Probing the quantum nature of gravity using a Bose-Einstein condensate
- URL: http://arxiv.org/abs/2403.18460v3
- Date: Tue, 16 Jul 2024 02:41:47 GMT
- Title: Probing the quantum nature of gravity using a Bose-Einstein condensate
- Authors: Soham Sen, Sunandan Gangopadhyay,
- Abstract summary: The effect of noise induced by gravitons has been investigated using a Bose-Einstein condensate.
For a Bose-Einstein condensate with a single mode, the lower bound of the expectation value of the square of the uncertainty in the amplitude measurement does not become infinite.
Because of the noise induced by the graviton, there is a minimum value of the measurement time below which it is impossible to detect any gravitational wave using a Bose-Einstein condensate.

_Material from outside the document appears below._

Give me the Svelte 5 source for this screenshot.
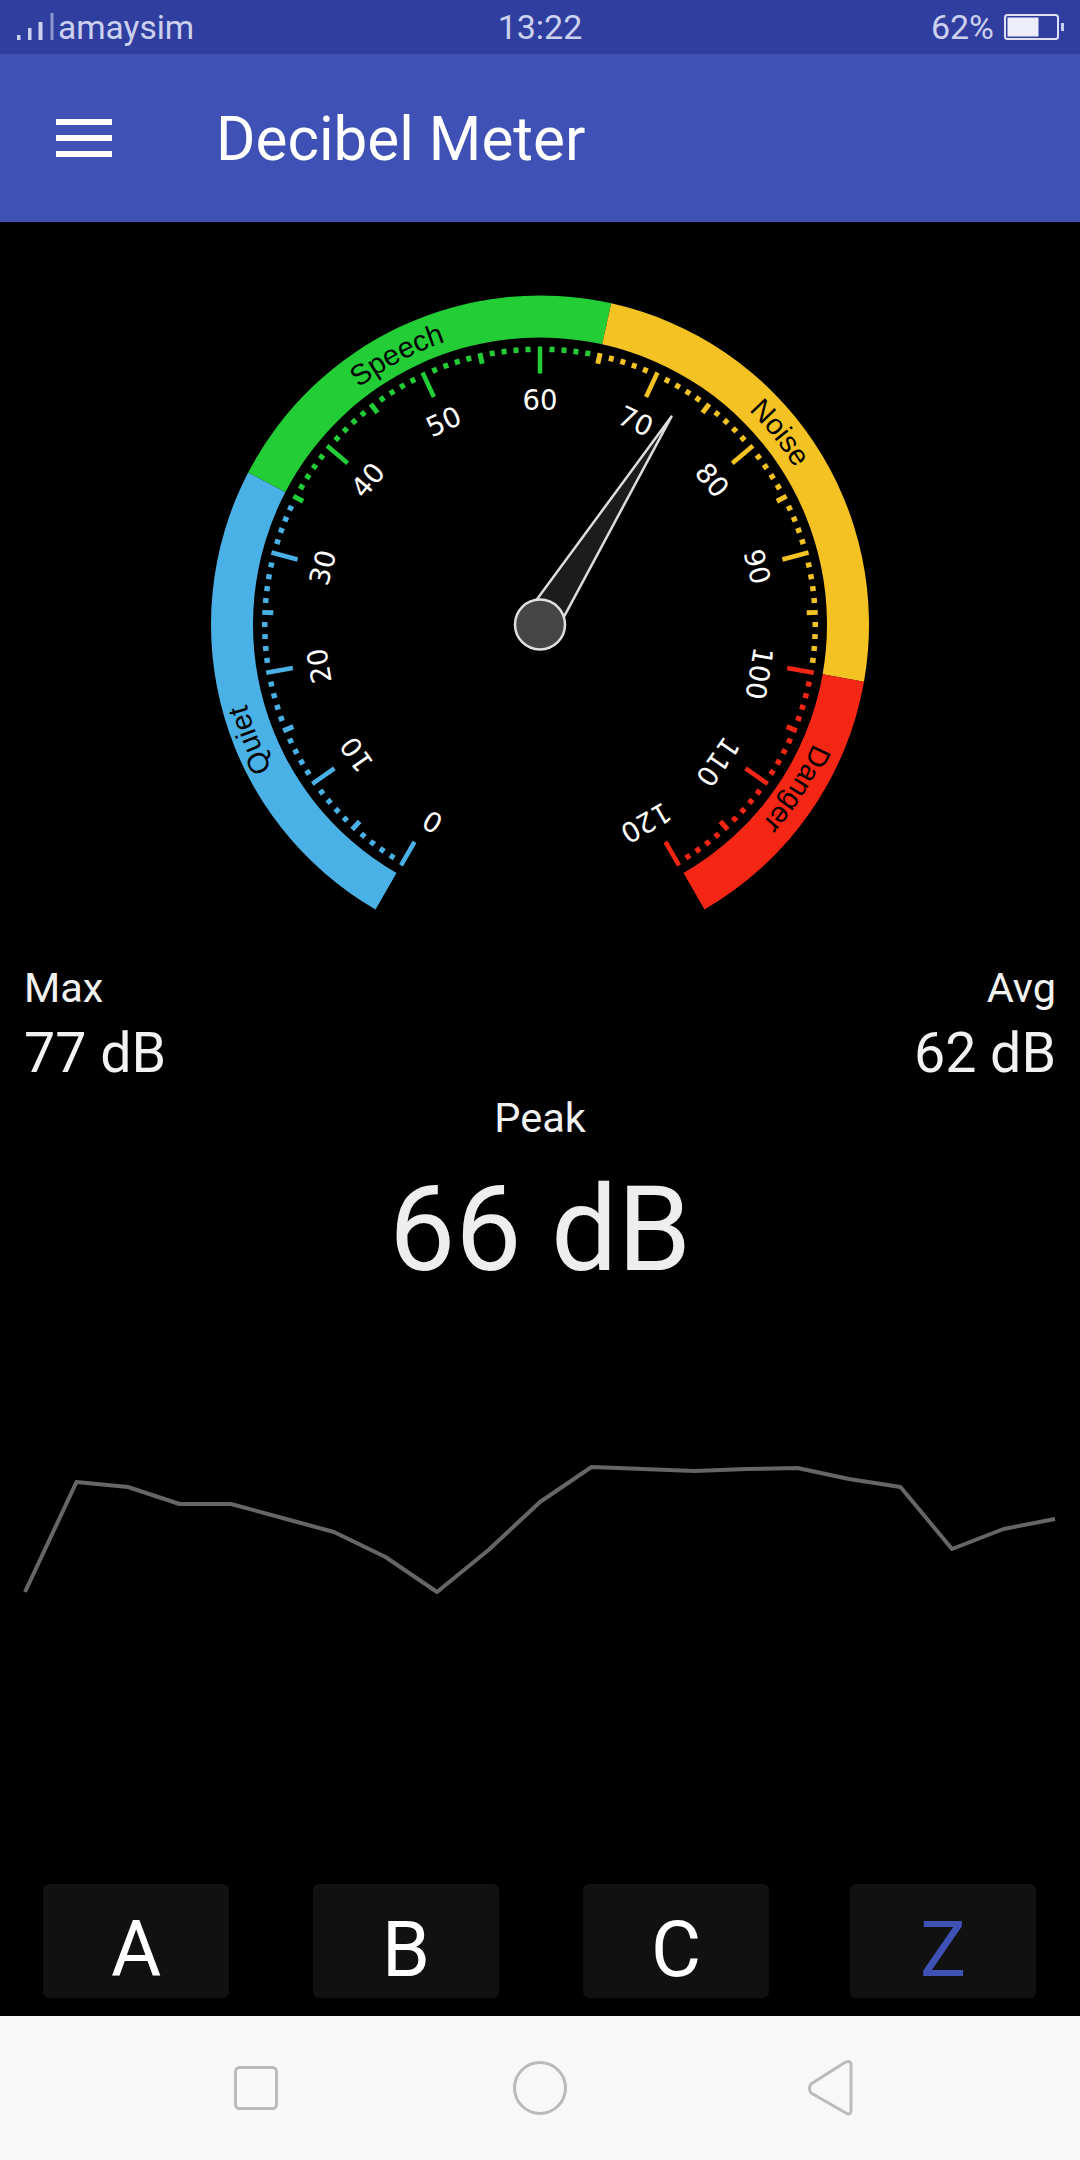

- Score: 0.11704154007740832
- License: http://creativecommons.org/licenses/by/4.0/
- Abstract: The effect of noise induced by gravitons has been investigated using a Bose-Einstein condensate. The gravitational wave perturbation is then considerd as a sum of discrete Fourier modes in the momentum space. Coming to an operatorial representation and quantizing the phase space variables via appropriately introduced canonincal commutation relations between the canonically conjugate variables corresponding to the graviton and bosonic part of the total system, one obtains a proper quantum gravity setup. Then we obtain the Bogoliubov coefficients from the solution of the time-dependent part of the pseudo-Goldstone boson and construct the covariance metric for the bosons initially being in a squeezed state. Using the stochastic average of the Fisher information, we obtain a lower bound on the amplitude parameter of the gravitational wave. As the entire calculation is done at zero temperature, the bosonic system, by construction, will behave as a Bose-Einstein condensate. For a Bose-Einstein condensate with a single mode, we observe that the lower bound of the expectation value of the square of the uncertainty in the amplitude measurement does not become infinite when the total observational term approaches zero. In order to sum over all possible momentum modes, we next consider a noise term with a suitable Gaussian weight factor which decays over time. We then obtain the lower bound on the final expectation value of the square of the variance in the amplitude parameter. Because of the noise induced by the graviton, there is a minimum value of the measurement time below which it is impossible to detect any gravitational wave using a Bose-Einstein condensate. Finally, we consider interaction between the phonon modes of the Bose-Einstein condensate which results in the decoherence. We observe that the decoherence effect becomes significant for gravitons with minimal squeezing.